Meet the Makertum MK1, a 500W PCB heated bed that runs from mains voltage

moritz-walterMoritz Walter 01/14/2016 at 11:350 Comments

I wondered how the power consumption of the mains voltage heated bed compares to the MK2 while holding a certain temperature, assuming that the PSU will cause significant losses. However, not having two trusted electricity meters at hand, I tried it with a pair of OWON B35T bluetooth multimeters. The csv-export functionality of the app is flawed with bugs, so well, it did not work. Also, I suspect some of the readings were bad.

I will have to redo this, but however, I was able to capture the readings for full-on and idle, and they're still interesting.

The setup

I wired the MK2 in default configuration, with the heated-bed power rail of the RAMPS 1.4 powered through the PSU shown in the photo below.

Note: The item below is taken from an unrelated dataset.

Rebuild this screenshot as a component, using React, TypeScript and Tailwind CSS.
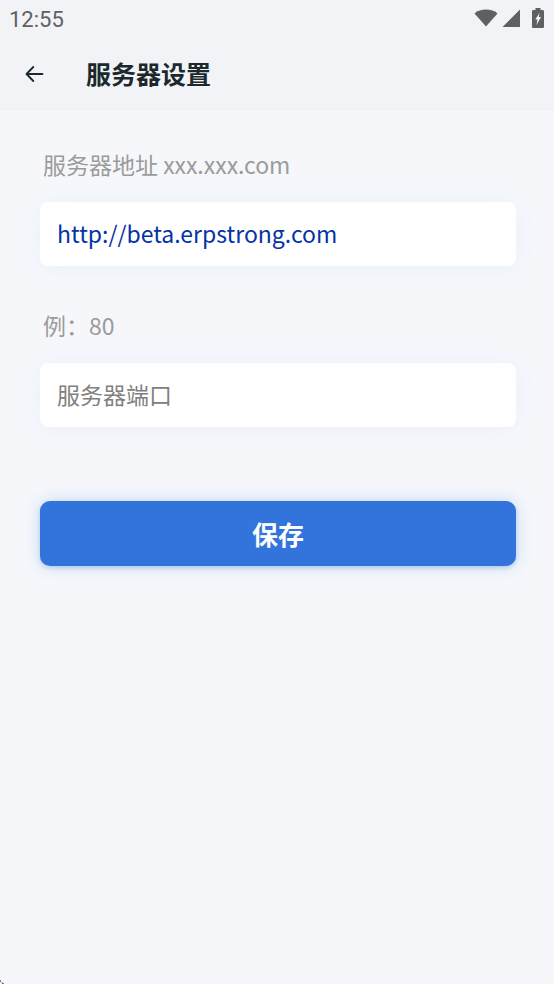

The other power rail of the RAMPS 1.4, which powers the Arduino and logic is powered by another PSU that is not seen in the photo since it belongs to my 3D printer. This way, I ensured that the logic power consumption does not influence the measurement.

The current that goes into the above PSU and eventually powers the MK2 is shown on the left multimeter, the current that goes through the SSR and eventually powers the mains voltage heated bed is shown on the right multimeter. Since both are attached to a common 230 V~ mains line, I can compare the power consumption, even if (lacking a third multimeter for measuring the mains voltage) I don't know the power consumption exactly.

Idle

The idle power consumption is not surprising, since the PSU has the fan spinning and has to maintain some idle current on all its power rail, it must consume more power than an open switch.

Turns out the PSU draws about about 0.69 A, which results in an idle power consumption of about 16 W. The mains voltage heated bed is very savy here, since it's just off, but the SSR appears to let through a small idle current of 6mA. This idle current is suspiciously high, I expected this to be only a few µA. Another reason to redo the measurement: It's a potentially crappy multimeter, maybe just a bad reading.

Full-on

The full-on current surprised me a bit. Even though we are comparing a supposed 120 W heated bed to a 400 W heated, the current draw of the 400 W heated bed is only 54 % higher than the current draw of the MK2. Which raises the question of how much power is actually lost in the PSU. I will probably have to do some more measurements on this matter, measuring output current and voltage of the PSU as well. Eventually, the MK2 consumes 260 W of electricity through the PSU, while only half of this reaches the bed in form of heat.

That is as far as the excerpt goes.